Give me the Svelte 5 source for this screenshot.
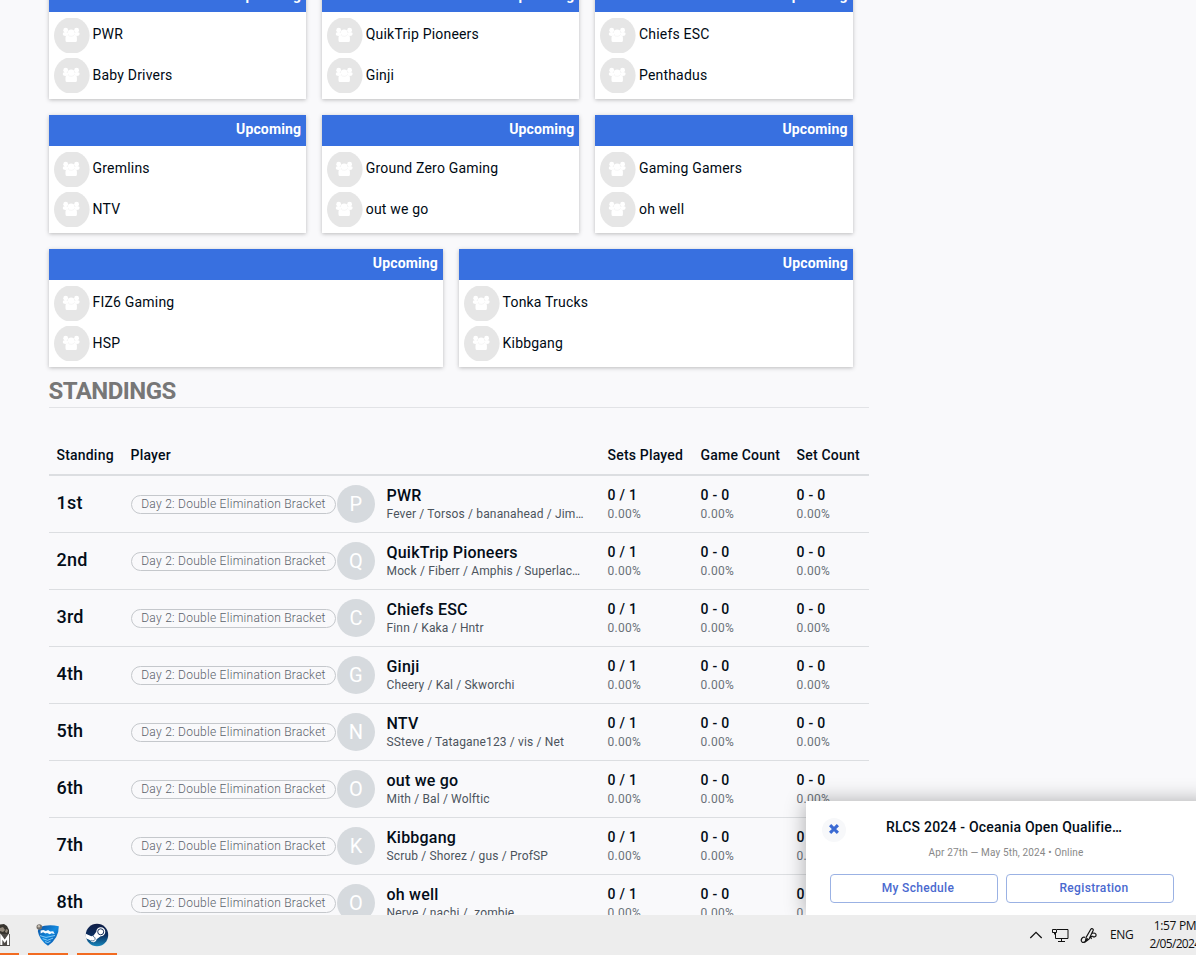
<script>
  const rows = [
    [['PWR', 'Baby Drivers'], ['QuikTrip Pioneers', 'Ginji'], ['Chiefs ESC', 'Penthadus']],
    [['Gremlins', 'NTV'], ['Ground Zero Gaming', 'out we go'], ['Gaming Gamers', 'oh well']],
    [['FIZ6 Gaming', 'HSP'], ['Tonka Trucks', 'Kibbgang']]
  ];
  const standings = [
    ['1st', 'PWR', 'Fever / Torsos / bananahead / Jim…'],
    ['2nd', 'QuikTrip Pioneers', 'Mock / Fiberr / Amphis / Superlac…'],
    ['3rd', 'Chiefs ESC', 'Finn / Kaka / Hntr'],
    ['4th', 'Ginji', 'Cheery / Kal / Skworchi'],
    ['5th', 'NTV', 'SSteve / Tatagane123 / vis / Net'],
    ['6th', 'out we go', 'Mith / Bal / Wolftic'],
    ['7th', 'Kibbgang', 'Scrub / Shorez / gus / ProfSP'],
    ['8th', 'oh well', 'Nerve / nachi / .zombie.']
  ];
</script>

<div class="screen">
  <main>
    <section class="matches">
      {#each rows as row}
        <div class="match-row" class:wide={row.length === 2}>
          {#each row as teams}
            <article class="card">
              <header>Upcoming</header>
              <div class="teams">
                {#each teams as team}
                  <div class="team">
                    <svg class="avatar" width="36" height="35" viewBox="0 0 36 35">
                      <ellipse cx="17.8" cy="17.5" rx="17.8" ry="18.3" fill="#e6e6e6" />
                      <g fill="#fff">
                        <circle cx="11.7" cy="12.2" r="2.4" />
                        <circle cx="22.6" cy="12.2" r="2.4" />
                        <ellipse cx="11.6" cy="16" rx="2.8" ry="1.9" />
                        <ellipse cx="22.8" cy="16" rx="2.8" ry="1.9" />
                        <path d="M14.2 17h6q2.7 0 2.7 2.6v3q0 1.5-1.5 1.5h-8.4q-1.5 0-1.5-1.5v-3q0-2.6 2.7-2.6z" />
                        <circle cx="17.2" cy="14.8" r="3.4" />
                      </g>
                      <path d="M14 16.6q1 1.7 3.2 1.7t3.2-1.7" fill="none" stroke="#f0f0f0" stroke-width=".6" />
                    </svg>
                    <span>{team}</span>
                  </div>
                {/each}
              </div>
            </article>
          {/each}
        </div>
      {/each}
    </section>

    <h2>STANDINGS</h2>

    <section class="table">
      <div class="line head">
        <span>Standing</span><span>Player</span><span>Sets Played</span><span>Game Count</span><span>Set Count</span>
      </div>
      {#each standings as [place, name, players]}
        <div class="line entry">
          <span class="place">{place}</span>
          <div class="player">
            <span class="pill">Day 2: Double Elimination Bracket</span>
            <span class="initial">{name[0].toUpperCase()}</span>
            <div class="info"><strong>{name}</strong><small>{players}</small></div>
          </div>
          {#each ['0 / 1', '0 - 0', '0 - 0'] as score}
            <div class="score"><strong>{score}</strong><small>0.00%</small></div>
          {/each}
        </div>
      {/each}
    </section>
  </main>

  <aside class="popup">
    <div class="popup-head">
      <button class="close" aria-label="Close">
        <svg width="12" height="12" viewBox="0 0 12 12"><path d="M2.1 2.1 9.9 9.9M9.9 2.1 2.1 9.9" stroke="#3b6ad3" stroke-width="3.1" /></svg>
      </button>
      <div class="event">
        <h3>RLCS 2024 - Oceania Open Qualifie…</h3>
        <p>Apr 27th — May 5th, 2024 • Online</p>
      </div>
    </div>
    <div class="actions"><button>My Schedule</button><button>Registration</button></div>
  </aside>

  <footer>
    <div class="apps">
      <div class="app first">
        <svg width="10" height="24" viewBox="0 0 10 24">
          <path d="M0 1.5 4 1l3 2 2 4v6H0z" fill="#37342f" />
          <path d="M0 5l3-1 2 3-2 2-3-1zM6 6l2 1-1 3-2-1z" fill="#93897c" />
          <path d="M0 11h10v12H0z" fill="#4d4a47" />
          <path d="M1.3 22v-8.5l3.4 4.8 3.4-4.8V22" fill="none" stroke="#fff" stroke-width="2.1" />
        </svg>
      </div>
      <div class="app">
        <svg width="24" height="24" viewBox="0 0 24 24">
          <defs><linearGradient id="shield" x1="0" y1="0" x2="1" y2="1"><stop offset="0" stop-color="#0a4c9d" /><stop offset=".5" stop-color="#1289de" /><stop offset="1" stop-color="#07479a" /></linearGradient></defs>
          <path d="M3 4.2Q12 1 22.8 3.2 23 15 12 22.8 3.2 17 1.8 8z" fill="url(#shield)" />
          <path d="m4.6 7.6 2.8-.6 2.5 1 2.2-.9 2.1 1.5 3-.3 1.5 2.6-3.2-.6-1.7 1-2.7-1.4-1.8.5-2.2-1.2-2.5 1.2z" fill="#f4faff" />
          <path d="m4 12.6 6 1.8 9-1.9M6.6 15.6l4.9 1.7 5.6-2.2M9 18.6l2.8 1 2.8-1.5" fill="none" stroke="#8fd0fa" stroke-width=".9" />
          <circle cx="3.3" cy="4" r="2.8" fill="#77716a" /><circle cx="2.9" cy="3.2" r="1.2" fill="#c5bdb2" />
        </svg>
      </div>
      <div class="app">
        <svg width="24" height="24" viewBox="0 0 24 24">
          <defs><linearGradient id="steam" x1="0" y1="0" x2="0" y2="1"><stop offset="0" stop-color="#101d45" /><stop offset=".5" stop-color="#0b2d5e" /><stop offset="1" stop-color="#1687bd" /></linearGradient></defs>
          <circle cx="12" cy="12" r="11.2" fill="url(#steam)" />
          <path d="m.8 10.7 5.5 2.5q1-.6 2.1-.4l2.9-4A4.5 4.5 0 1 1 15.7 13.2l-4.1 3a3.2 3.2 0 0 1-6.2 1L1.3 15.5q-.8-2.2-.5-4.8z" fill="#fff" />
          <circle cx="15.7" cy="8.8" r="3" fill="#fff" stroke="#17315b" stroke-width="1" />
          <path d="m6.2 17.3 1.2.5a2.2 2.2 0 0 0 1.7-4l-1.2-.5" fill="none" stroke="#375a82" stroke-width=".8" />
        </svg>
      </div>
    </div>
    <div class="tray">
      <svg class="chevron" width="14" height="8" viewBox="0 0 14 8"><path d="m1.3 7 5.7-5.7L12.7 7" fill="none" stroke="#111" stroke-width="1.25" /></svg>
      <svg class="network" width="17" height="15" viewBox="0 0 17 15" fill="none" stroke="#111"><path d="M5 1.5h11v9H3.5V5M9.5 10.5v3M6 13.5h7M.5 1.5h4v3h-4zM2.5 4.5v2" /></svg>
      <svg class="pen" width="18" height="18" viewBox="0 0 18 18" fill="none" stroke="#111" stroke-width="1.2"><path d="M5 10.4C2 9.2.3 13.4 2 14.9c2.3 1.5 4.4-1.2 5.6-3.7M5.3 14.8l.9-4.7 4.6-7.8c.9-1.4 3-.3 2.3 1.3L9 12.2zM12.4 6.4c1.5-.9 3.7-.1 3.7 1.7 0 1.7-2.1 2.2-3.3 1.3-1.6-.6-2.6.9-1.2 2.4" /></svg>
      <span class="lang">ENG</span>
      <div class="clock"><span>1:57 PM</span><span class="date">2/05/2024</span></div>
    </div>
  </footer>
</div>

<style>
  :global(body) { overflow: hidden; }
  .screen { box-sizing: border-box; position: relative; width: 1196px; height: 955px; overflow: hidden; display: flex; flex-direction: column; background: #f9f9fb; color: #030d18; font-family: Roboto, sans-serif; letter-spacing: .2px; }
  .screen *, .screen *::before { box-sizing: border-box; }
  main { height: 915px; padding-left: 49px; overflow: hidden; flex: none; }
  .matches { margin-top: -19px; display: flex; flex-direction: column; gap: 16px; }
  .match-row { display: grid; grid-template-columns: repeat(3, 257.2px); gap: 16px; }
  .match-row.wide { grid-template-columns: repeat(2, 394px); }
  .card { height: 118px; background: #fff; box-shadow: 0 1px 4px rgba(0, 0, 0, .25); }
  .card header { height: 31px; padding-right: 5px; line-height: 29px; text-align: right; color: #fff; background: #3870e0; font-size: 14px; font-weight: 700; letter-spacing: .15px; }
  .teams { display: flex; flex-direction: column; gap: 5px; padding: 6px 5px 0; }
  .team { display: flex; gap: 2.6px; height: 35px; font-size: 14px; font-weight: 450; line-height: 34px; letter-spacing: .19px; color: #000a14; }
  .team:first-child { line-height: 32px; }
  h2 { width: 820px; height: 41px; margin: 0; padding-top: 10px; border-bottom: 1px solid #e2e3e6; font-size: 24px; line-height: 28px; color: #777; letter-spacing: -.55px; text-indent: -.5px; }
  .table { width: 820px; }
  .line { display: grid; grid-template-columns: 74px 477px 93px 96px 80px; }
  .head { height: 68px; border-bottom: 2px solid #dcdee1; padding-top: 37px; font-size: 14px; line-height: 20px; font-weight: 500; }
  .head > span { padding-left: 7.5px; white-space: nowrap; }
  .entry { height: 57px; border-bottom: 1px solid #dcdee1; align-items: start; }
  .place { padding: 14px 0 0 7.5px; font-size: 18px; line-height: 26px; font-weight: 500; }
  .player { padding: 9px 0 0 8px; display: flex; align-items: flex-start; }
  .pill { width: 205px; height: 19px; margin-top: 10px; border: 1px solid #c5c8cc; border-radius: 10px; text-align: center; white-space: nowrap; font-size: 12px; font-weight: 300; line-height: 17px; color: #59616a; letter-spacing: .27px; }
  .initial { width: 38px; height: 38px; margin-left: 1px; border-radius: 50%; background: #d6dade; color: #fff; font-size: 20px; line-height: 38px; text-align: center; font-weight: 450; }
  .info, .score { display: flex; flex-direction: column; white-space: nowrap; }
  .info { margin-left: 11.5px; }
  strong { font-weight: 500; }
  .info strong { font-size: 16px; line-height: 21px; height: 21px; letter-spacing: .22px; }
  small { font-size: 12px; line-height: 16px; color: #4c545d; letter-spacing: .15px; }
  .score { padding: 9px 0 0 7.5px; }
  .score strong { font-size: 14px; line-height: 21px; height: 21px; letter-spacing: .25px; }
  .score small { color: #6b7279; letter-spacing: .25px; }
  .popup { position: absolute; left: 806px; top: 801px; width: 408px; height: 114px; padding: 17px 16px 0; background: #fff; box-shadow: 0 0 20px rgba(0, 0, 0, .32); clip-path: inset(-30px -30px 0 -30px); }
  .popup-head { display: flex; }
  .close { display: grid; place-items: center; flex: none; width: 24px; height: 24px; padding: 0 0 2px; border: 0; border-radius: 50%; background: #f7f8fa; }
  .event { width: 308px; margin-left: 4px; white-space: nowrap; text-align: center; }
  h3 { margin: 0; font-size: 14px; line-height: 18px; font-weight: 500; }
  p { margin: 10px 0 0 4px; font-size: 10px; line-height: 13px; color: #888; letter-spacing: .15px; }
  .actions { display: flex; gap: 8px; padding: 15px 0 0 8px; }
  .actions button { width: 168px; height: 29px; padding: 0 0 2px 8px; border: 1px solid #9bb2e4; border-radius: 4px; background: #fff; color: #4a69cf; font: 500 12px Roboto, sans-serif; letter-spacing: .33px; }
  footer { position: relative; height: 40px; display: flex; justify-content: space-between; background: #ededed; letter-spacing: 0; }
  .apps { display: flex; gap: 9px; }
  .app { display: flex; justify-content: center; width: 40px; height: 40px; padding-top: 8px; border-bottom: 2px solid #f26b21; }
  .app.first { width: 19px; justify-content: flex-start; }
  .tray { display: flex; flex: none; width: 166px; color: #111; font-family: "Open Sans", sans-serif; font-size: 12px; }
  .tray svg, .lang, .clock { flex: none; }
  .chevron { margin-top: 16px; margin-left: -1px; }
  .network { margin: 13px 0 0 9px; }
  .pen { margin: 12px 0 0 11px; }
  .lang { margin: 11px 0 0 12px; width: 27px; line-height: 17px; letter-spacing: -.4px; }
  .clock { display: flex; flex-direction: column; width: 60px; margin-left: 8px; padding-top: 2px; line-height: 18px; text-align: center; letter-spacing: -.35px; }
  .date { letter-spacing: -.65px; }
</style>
━━━━━━━━━━━━━━━━
### TASK OBJECTIVE:
Write out an exact copy of the listing, first line through the line containing "<h2>STANDINGS</h2>", with the pictures left out.

### SOLUTION FOR THIS EXERCISE:
Give me the Svelte 5 source for this screenshot.
<script>
  const rows = [
    [['PWR', 'Baby Drivers'], ['QuikTrip Pioneers', 'Ginji'], ['Chiefs ESC', 'Penthadus']],
    [['Gremlins', 'NTV'], ['Ground Zero Gaming', 'out we go'], ['Gaming Gamers', 'oh well']],
    [['FIZ6 Gaming', 'HSP'], ['Tonka Trucks', 'Kibbgang']]
  ];
  const standings = [
    ['1st', 'PWR', 'Fever / Torsos / bananahead / Jim…'],
    ['2nd', 'QuikTrip Pioneers', 'Mock / Fiberr / Amphis / Superlac…'],
    ['3rd', 'Chiefs ESC', 'Finn / Kaka / Hntr'],
    ['4th', 'Ginji', 'Cheery / Kal / Skworchi'],
    ['5th', 'NTV', 'SSteve / Tatagane123 / vis / Net'],
    ['6th', 'out we go', 'Mith / Bal / Wolftic'],
    ['7th', 'Kibbgang', 'Scrub / Shorez / gus / ProfSP'],
    ['8th', 'oh well', 'Nerve / nachi / .zombie.']
  ];
</script>

<div class="screen">
  <main>
    <section class="matches">
      {#each rows as row}
        <div class="match-row" class:wide={row.length === 2}>
          {#each row as teams}
            <article class="card">
              <header>Upcoming</header>
              <div class="teams">
                {#each teams as team}
                  <div class="team">
                    <svg class="avatar" width="36" height="35" viewBox="0 0 36 35">
                      <ellipse cx="17.8" cy="17.5" rx="17.8" ry="18.3" fill="#e6e6e6" />
                      <g fill="#fff">
                        <circle cx="11.7" cy="12.2" r="2.4" />
                        <circle cx="22.6" cy="12.2" r="2.4" />
                        <ellipse cx="11.6" cy="16" rx="2.8" ry="1.9" />
                        <ellipse cx="22.8" cy="16" rx="2.8" ry="1.9" />
                        <path d="M14.2 17h6q2.7 0 2.7 2.6v3q0 1.5-1.5 1.5h-8.4q-1.5 0-1.5-1.5v-3q0-2.6 2.7-2.6z" />
                        <circle cx="17.2" cy="14.8" r="3.4" />
                      </g>
                      <path d="M14 16.6q1 1.7 3.2 1.7t3.2-1.7" fill="none" stroke="#f0f0f0" stroke-width=".6" />
                    </svg>
                    <span>{team}</span>
                  </div>
                {/each}
              </div>
            </article>
          {/each}
        </div>
      {/each}
    </section>

    <h2>STANDINGS</h2>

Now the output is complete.